- Task brief: Write out the listing, please, but only from its first line through the line containing "FaSearch, FaShoppingCart, FaWeixin", exactly as given and without pictures.
-- START Dataset extract --
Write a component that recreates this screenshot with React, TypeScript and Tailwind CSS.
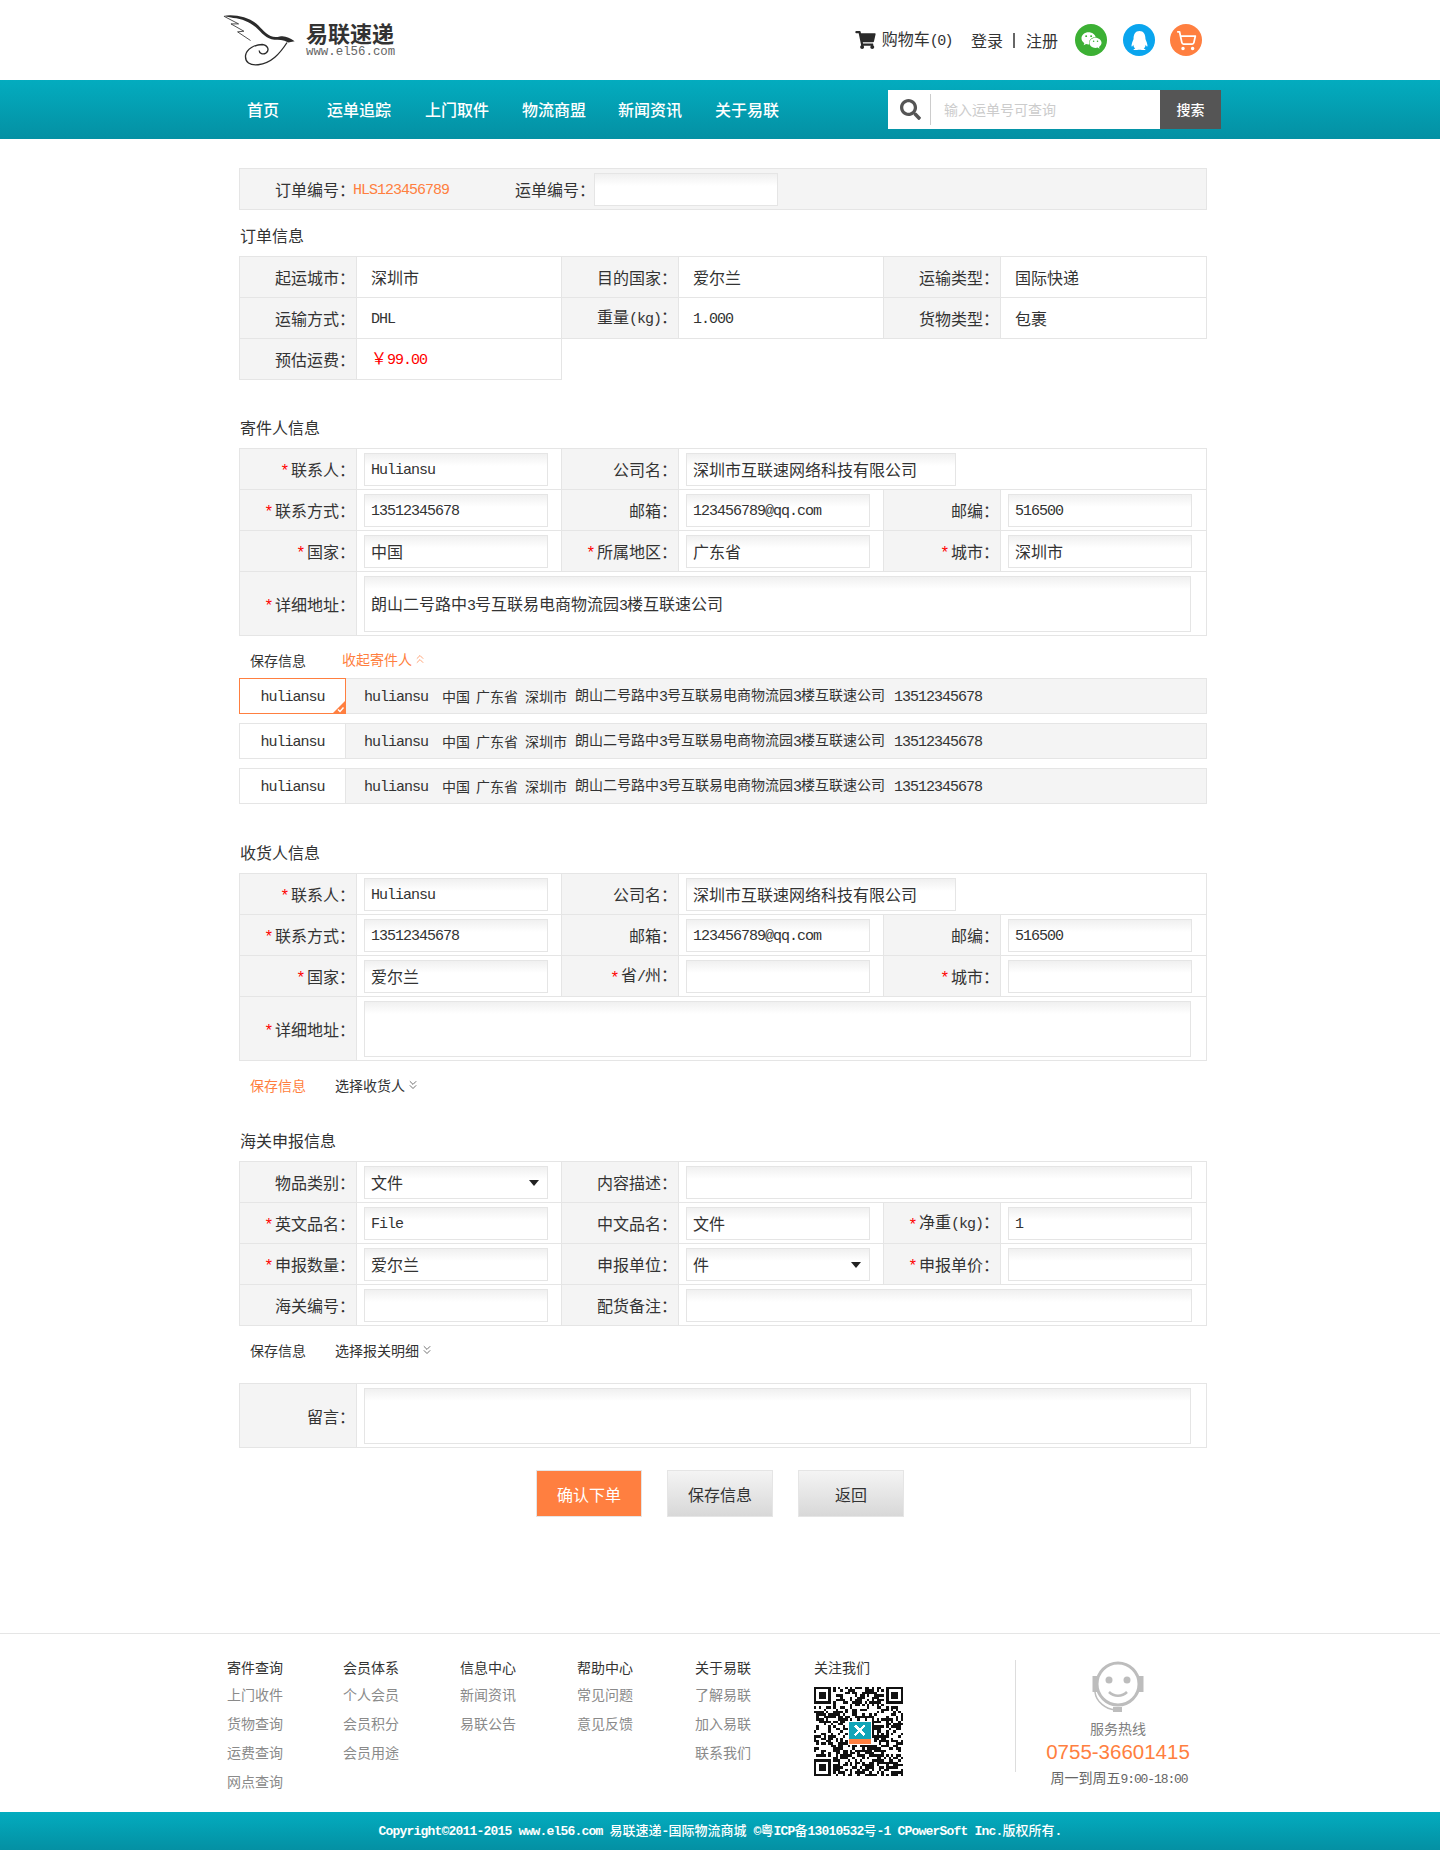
import type { ReactNode } from "react";
import { ChevronsDown, ChevronsUp, ShoppingCart } from "lucide-react";
import { FaQq, FaSearch, FaShoppingCart, FaWeixin } from "react-icons/fa";

const CJK = { fontFamily: '"Noto Sans CJK SC", "Noto Sans", sans-serif' };

// latin runs are half the width of the hanzi in the original, so they get a mono font
function Txt({ s, latin = "text-[15px] tracking-[-1px]" }: { s: string; latin?: string }) {
  const parts = s.split(/([\x20-\x7e©]+)/).filter(Boolean);
  return (
    <>
      {parts.map((p, i) =>
        /^[\x20-\x7e©]+$/.test(p) ? (
          <span key={i} className={`${latin} whitespace-pre [font-family:'Liberation_Mono',monospace]`}>
            {p}
          </span>
        ) : (
          <span key={i}>{p}</span>
        )
      )}
    </>
  );
}

type Col = {
  label: string;
  req?: boolean;
  value?: string;
  input?: "sm" | "md" | "full";
  select?: boolean;
  red?: boolean;
  span?: "three" | "five";
};

const inputCls =
  "h-[33px] border border-[#e5e5e5] bg-[linear-gradient(#f0f0f0,#ffffff_12px)] flex items-center pl-[6px] text-[#333] relative";

const contactLatin = "text-[15px] tracking-[-1px] relative top-px";

function Label({ text, req }: { text: string; req?: boolean }) {
  return (
    <div className="bg-[#f4f4f4] border-r border-b border-[#e5e5e5] flex items-center justify-end pr-px text-[#333] whitespace-nowrap">
      {req && <span className="text-[#f00] mr-[3px] text-[16px] translate-y-[2px] [font-family:'Liberation_Sans',sans-serif]">*</span>}
      <span>
        <Txt s={text} />：
      </span>
    </div>
  );
}

function Cells({ c, tall }: { c: Col; tall?: boolean }) {
  const spanCls = c.span === "five" ? "col-span-5" : c.span === "three" ? "col-span-3" : "";
  const w =
    c.input === "md"
      ? "w-[270px]"
      : c.input === "full"
        ? c.span === "five"
          ? "w-[827px]"
          : "w-[506px]"
        : "w-[184px]";
  return (
    <>
      <Label text={c.label} req={c.req} />
      <div className={`${spanCls} border-r border-b border-[#e5e5e5] flex items-center ${c.input ? "px-[7px]" : "pl-[14px]"}`}>
        {c.input ? (
          <div className={`${inputCls} ${w} ${tall ? "h-[56px] pt-[3px]" : ""}`}>
            {c.value && (
              <span>
                <Txt s={c.value} />
              </span>
            )}
            {c.select && (
              <span className="absolute right-[8px] top-[13px] w-0 h-0 border-x-[5px] border-x-transparent border-t-[6px] border-t-[#222]" />
            )}
          </div>
        ) : (
          <span className={c.red ? "text-[#f00]" : "text-[#333]"}>
            <Txt s={c.value ?? ""} />
          </span>
        )}
      </div>
    </>
  );
}

function Table({ rows }: { rows: { tall?: boolean; cols: Col[] }[] }) {
  return (
    <div className="border-t border-l border-[#e5e5e5] text-[16px]">
      {rows.map((r, i) => (
        <div
          key={i}
          className={`grid grid-cols-[117px_205px_117px_205px_117px_206px] ${r.tall ? "h-[64px]" : "h-[41px]"}`}
        >
          {r.cols.map((c, j) => (
            <Cells key={j} c={c} tall={r.tall} />
          ))}
        </div>
      ))}
    </div>
  );
}

function Title({ children, top }: { children: ReactNode; top: string }) {
  return <h2 className={`${top} pt-[14px] pb-[10px] leading-[22px] text-[16px] font-normal text-[#333] pl-px`}>{children}</h2>;
}

function SaveRow({ saveOn, more, moreOn, up }: { saveOn?: boolean; more: string; moreOn?: boolean; up?: boolean }) {
  const Icon = up ? ChevronsUp : ChevronsDown;
  return (
    <div className="h-[41px] pt-[13px] flex items-start text-[14px] leading-[22px] text-[#333]">
      <span className={`ml-[11px] ${up ? "w-[92px]" : "w-[85px]"} ${saveOn ? "text-[#ff7f40]" : ""}`}>保存信息</span>
      <span className={`flex items-center h-[22px] ${up ? "-mt-[1px]" : ""} ${moreOn ? "text-[#ff7f40]" : ""}`}>
        {more}
        <Icon className="w-[14px] h-[14px] ml-px" strokeWidth={1.2} />
      </span>
    </div>
  );
}

function Contact({ on }: { on?: boolean }) {
  return (
    <div className="flex h-[36px] mb-[9px] text-[14px] text-[#333]">
      <div
        className={`relative w-[107px] shrink-0 flex items-center justify-center bg-white border ${on ? "border-[#ff7f40]" : "border-[#e5e5e5]"}`}
      >
        <span>
          <Txt s="huliansu" latin={contactLatin} />
        </span>
        {on && (
          <svg className="absolute right-0 bottom-0" width="12" height="12" viewBox="0 0 12 12">
            <path d="M12 0V12H0Z" fill="#ff7f40" />
            <path d="M5 8.5l2 2 3.5-4" fill="none" stroke="#fff" strokeWidth="1.4" />
          </svg>
        )}
      </div>
      <div className="flex-1 bg-[#f4f4f4] border-y border-r border-[#e5e5e5] flex items-center pl-[18px] whitespace-nowrap">
        <span className="mr-[14px]"><Txt s="huliansu" latin={contactLatin} /></span>
        <span className="mr-[6px]">中国</span>
        <span className="mr-[7px]">广东省</span>
        <span className="mr-[8px]">深圳市</span>
        <span className="mr-[9px]"><Txt s="朗山二号路中3号互联易电商物流园3楼互联速公司" latin={contactLatin} /></span>
        <span><Txt s="13512345678" latin={contactLatin} /></span>
      </div>
    </div>
  );
}

function Bird() {
  return (
    <svg width="78" height="57" viewBox="60 35 235 170" className="shrink-0">
      <path
        d="M70 46C105 40 150 50 175 74C195 94 210 116 240 108C255 104 270 112 285 122L266 126C250 118 236 118 224 118C200 116 185 96 168 80C150 64 125 54 100 52C92 50 80 48 70 46Z"
        fill="#2b2b2b"
      />
      <path d="M72 47L116 70L93 70L132 92L113 94L152 120" fill="none" stroke="#2b2b2b" strokeWidth="2.5" />
      <path
        d="M262 126C240 160 215 188 175 193C150 196 135 185 137 165C140 145 165 132 187 132C205 134 210 150 198 158C190 163 178 160 178 150"
        fill="none"
        stroke="#2b2b2b"
        strokeWidth="4"
      />
    </svg>
  );
}

function Qr() {
  const n = 37;
  const cells: ReactNode[] = [];
  const finder = (x: number, y: number) => x >= 0 && y >= 0 && x < 8 && y < 8;
  let seed = 71;
  for (let y = 0; y < n; y++) {
    for (let x = 0; x < n; x++) {
      seed = (seed * 1103515245 + 12345) & 0x7fffffff;
      const inFinder = finder(x, y) || finder(x - (n - 8), y) || finder(x, y - (n - 8));
      if (!inFinder && (seed >> 16) % 100 < 52) {
        cells.push(<rect key={`${x}-${y}`} x={x} y={y} width="1" height="1" fill="#111" />);
      }
    }
  }
  const box = (x: number, y: number) => (
    <g key={`f${x}${y}`}>
      <rect x={x} y={y} width="7" height="7" fill="#111" />
      <rect x={x + 1} y={y + 1} width="5" height="5" fill="#fff" />
      <rect x={x + 2} y={y + 2} width="3" height="3" fill="#111" />
    </g>
  );
  return (
    <svg width="89" height="89" viewBox={`0 0 ${n} ${n}`} shapeRendering="crispEdges" className="mt-[10px]">
      {cells}
      {box(0, 0)}
      {box(n - 7, 0)}
      {box(0, n - 7)}
      <rect x="14" y="14" width="10" height="10" fill="#fff" />
      <rect x="14.5" y="14.5" width="9" height="7" fill="#12a5b8" />
      <rect x="14.5" y="21.5" width="9" height="2" fill="#ff7f40" />
      <path d="M17 16l4 4M21 16l-4 4" stroke="#fff" strokeWidth="1" />
    </svg>
  );
}

function Agent() {
  return (
    <svg width="52" height="54" viewBox="0 0 52 54">
      <circle cx="26" cy="24" r="21" fill="none" stroke="#bdbdbd" strokeWidth="3" />
      <rect x="0.5" y="16" width="5" height="16" fill="#bdbdbd" />
      <rect x="46.5" y="16" width="5" height="16" fill="#bdbdbd" />
      <circle cx="17" cy="20" r="3.5" fill="#bdbdbd" />
      <circle cx="35" cy="20" r="3.5" fill="#bdbdbd" />
      <path d="M17 32c5 5 13 5 18 0" fill="none" stroke="#bdbdbd" strokeWidth="2.5" />
      <path d="M3 32c1 10 11 17 20 18" fill="none" stroke="#bdbdbd" strokeWidth="1.5" />
      <rect x="21" y="47" width="9" height="5" fill="#bdbdbd" />
    </svg>
  );
}

const footerCols = [
  { w: "w-[116px]", head: "寄件查询", items: ["上门收件", "货物查询", "运费查询", "网点查询"] },
  { w: "w-[117px]", head: "会员体系", items: ["个人会员", "会员积分", "会员用途"] },
  { w: "w-[117px]", head: "信息中心", items: ["新闻资讯", "易联公告"] },
  { w: "w-[118px]", head: "帮助中心", items: ["常见问题", "意见反馈"] },
  { w: "w-[119px]", head: "关于易联", items: ["了解易联", "加入易联", "联系我们"] },
];

const navItems = [
  { t: "首页", w: "w-[80px]" },
  { t: "运单追踪", w: "w-[98px]" },
  { t: "上门取件", w: "w-[97px]" },
  { t: "物流商盟", w: "w-[96px]" },
  { t: "新闻资讯", w: "w-[97px]" },
  { t: "关于易联", w: "w-[97px]" },
];

const addrCompany = "深圳市互联速网络科技有限公司";

export default function App() {
  return (
    <div style={CJK} className="w-[1440px] h-[1850px] bg-white flex flex-col">
      <header className="h-[80px] shrink-0 flex items-center pl-[220px] pr-[238px]">
        <Bird />
        <div className="ml-[8px] -mt-[2px]">
          <div className="text-[22px] leading-[26px] font-bold text-[#333]">易联速递</div>
          <div className="text-[12.4px] leading-[14px] text-[#666] [font-family:'Liberation_Mono',monospace]">www.el56.com</div>
        </div>
        <div className="ml-auto flex items-center text-[16px] text-[#333]">
          <FaShoppingCart className="w-[21px] h-[18px] text-[#2a2a2a] mr-[6px]" />
          <span><Txt s="购物车(0)" latin="text-[15px] tracking-[-1.6px]" /></span>
          <span className="ml-[19px]">登录</span>
          <span className="ml-[10px] mr-[11px] w-[2px] h-[15px] bg-[#666]" />
          <span>注册</span>
          <span className="ml-[17px] w-[32px] h-[32px] rounded-full bg-[#3cb034] flex items-center justify-center text-white">
            <FaWeixin className="w-[21px] h-[21px]" />
          </span>
          <span className="ml-[16px] w-[32px] h-[32px] rounded-full bg-[#0aa5ee] flex items-center justify-center text-white">
            <FaQq className="w-[19px] h-[19px]" />
          </span>
          <span className="ml-[15px] w-[32px] h-[32px] rounded-full bg-[#ff7f40] flex items-center justify-center text-white">
            <ShoppingCart className="w-[21px] h-[21px]" strokeWidth={2} />
          </span>
        </div>
      </header>

      <nav className="h-[59px] shrink-0 bg-[linear-gradient(#03acbf,#0490a3)] flex items-center pl-[247px] pr-[219px]">
        {navItems.map((n) => (
          <a key={n.t} className={`${n.w} text-white text-[16px] font-medium pb-[2px]`}>
            {n.t}
          </a>
        ))}
        <div className="ml-auto w-[333px] h-[39px] bg-white flex items-center text-[14px]">
          <FaSearch className="ml-[12px] w-[21px] h-[21px] text-[#555]" />
          <span className="ml-[9px] w-px h-[31px] bg-[#ccc]" />
          <span className="ml-[13px] text-[#ccc]">输入运单号可查询</span>
          <button className="ml-auto w-[61px] h-[39px] bg-[#555] text-white text-[14px] font-medium">搜索</button>
        </div>
      </nav>

      <main className="ml-[239px] w-[968px] pt-[29px] flex-1">
        <div className="h-[42px] bg-[#f4f4f4] border border-[#e5e5e5] flex items-center text-[16px] text-[#333]">
          <span className="ml-[35px] w-[78px] whitespace-nowrap pb-px">订单编号：</span>
          <span className="w-[162px] text-[#ff7f40] pb-px"><Txt s="HLS123456789" /></span>
          <span className="w-[79px] whitespace-nowrap pb-px">运单编号：</span>
          <div className={`${inputCls} w-[184px]`} />
        </div>

        <Title top="">订单信息</Title>
        <Table
          rows={[
            { cols: [
              { label: "起运城市", value: "深圳市" },
              { label: "目的国家", value: "爱尔兰" },
              { label: "运输类型", value: "国际快递" },
            ] },
            { cols: [
              { label: "运输方式", value: "DHL" },
              { label: "重量(kg)", value: "1.000" },
              { label: "货物类型", value: "包裹" },
            ] },
            { cols: [{ label: "预估运费", value: "￥99.00", red: true }] },
          ]}
        />

        <Title top="mt-[22px]">寄件人信息</Title>
        <Table
          rows={[
            { cols: [
              { label: "联系人", req: true, value: "Huliansu", input: "sm" },
              { label: "公司名", value: addrCompany, input: "md", span: "three" },
            ] },
            { cols: [
              { label: "联系方式", req: true, value: "13512345678", input: "sm" },
              { label: "邮箱", value: "123456789@qq.com", input: "sm" },
              { label: "邮编", value: "516500", input: "sm" },
            ] },
            { cols: [
              { label: "国家", req: true, value: "中国", input: "sm" },
              { label: "所属地区", req: true, value: "广东省", input: "sm" },
              { label: "城市", req: true, value: "深圳市", input: "sm" },
            ] },
            { tall: true, cols: [
              { label: "详细地址", req: true, value: "朗山二号路中3号互联易电商物流园3楼互联速公司", input: "full", span: "five" },
            ] },
          ]}
        />
        <SaveRow more="收起寄件人" moreOn up />
        <div className="mt-px">
          <Contact on />
          <Contact />
          <Contact />
        </div>

        <Title top="mt-[23px]">收货人信息</Title>
        <Table
          rows={[
            { cols: [
              { label: "联系人", req: true, value: "Huliansu", input: "sm" },
              { label: "公司名", value: addrCompany, input: "md", span: "three" },
            ] },
            { cols: [
              { label: "联系方式", req: true, value: "13512345678", input: "sm" },
              { label: "邮箱", value: "123456789@qq.com", input: "sm" },
              { label: "邮编", value: "516500", input: "sm" },
            ] },
            { cols: [
              { label: "国家", req: true, value: "爱尔兰", input: "sm" },
              { label: "省/州", req: true, input: "sm" },
              { label: "城市", req: true, input: "sm" },
            ] },
            { tall: true, cols: [{ label: "详细地址", req: true, input: "full", span: "five" }] },
          ]}
        />
        <SaveRow saveOn more="选择收货人" />

        <Title top="mt-[13px]">海关申报信息</Title>
        <Table
          rows={[
            { cols: [
              { label: "物品类别", value: "文件", input: "sm", select: true },
              { label: "内容描述", input: "full", span: "three" },
            ] },
            { cols: [
              { label: "英文品名", req: true, value: "File", input: "sm" },
              { label: "中文品名", value: "文件", input: "sm" },
              { label: "净重(kg)", req: true, value: "1", input: "sm" },
            ] },
            { cols: [
              { label: "申报数量", req: true, value: "爱尔兰", input: "sm" },
              { label: "申报单位", value: "件", input: "sm", select: true },
              { label: "申报单价", req: true, input: "sm" },
            ] },
            { cols: [
              { label: "海关编号", input: "sm" },
              { label: "配货备注", input: "full", span: "three" },
            ] },
          ]}
        />
        <SaveRow more="选择报关明细" />

        <div className="mt-[16px]">
          <Table rows={[{ tall: true, cols: [{ label: "留言", input: "full", span: "five" }] }]} />
        </div>

        <div className="mt-[22px] flex justify-center gap-[25px] text-[16px] pr-[6px]">
          <button className="w-[106px] h-[47px] bg-[#ff7f40] border border-[#e5e5e5] text-white">确认下单</button>
          <button className="w-[106px] h-[47px] bg-[linear-gradient(#f4f4f4,#d8d8d8)] border border-[#e5e5e5] text-[#333]">保存信息</button>
          <button className="w-[106px] h-[47px] bg-[linear-gradient(#f4f4f4,#d8d8d8)] border border-[#e5e5e5] text-[#333]">返回</button>
        </div>
      </main>

      <footer className="h-[179px] shrink-0 border-t border-[#e5e5e5] flex pl-[227px] pt-[23px] text-[14px]">
        {footerCols.map((c) => (
          <div key={c.head} className={c.w}>
            <div className="text-[#333] leading-[20px] mb-[7px]">{c.head}</div>
            {c.items.map((i) => (
              <div key={i} className="text-[#8a8a8a] h-[29px] leading-[20px]">
                {i}
              </div>
            ))}
          </div>
        ))}
        <div className="w-[201px]">
          <div className="text-[#333] leading-[20px]">关注我们</div>
          <Qr />
        </div>
        <div className="w-[204px] h-[112px] mt-[3px] border-l border-[#ddd] relative">
          <div className="absolute left-0 right-0 top-0 flex flex-col items-center w-[204px]">
            <Agent />
            <div className="text-[#808080] leading-[20px] mt-[4px]">服务热线</div>
            <div className="text-[#ff7f40] text-[20.5px] leading-[28px] [font-family:'Liberation_Sans',sans-serif]">0755-36601415</div>
            <div className="text-[#666] leading-[22px] ml-[2px]"><Txt s="周一到周五9:00-18:00" latin="text-[13px] tracking-[-1.1px]" /></div>
          </div>
        </div>
      </footer>

      <div className="h-[38px] shrink-0 bg-[linear-gradient(#03acbf,#0490a3)] flex items-center justify-center text-white text-[13px] font-medium">
        <span><Txt s="Copyright©2011-2015 www.el56.com 易联速递-国际物流商城 ©粤ICP备13010532号-1 CPowerSoft Inc.版权所有." latin="text-[13px] tracking-[-0.8px] font-bold" /></span>
      </div>
    </div>
  );
}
-- END Dataset extract --
- Solution for this exercise:
Write a component that recreates this screenshot with React, TypeScript and Tailwind CSS.
import type { ReactNode } from "react";
import { ChevronsDown, ChevronsUp, ShoppingCart } from "lucide-react";
import { FaQq, FaSearch, FaShoppingCart, FaWeixin } from "react-icons/fa";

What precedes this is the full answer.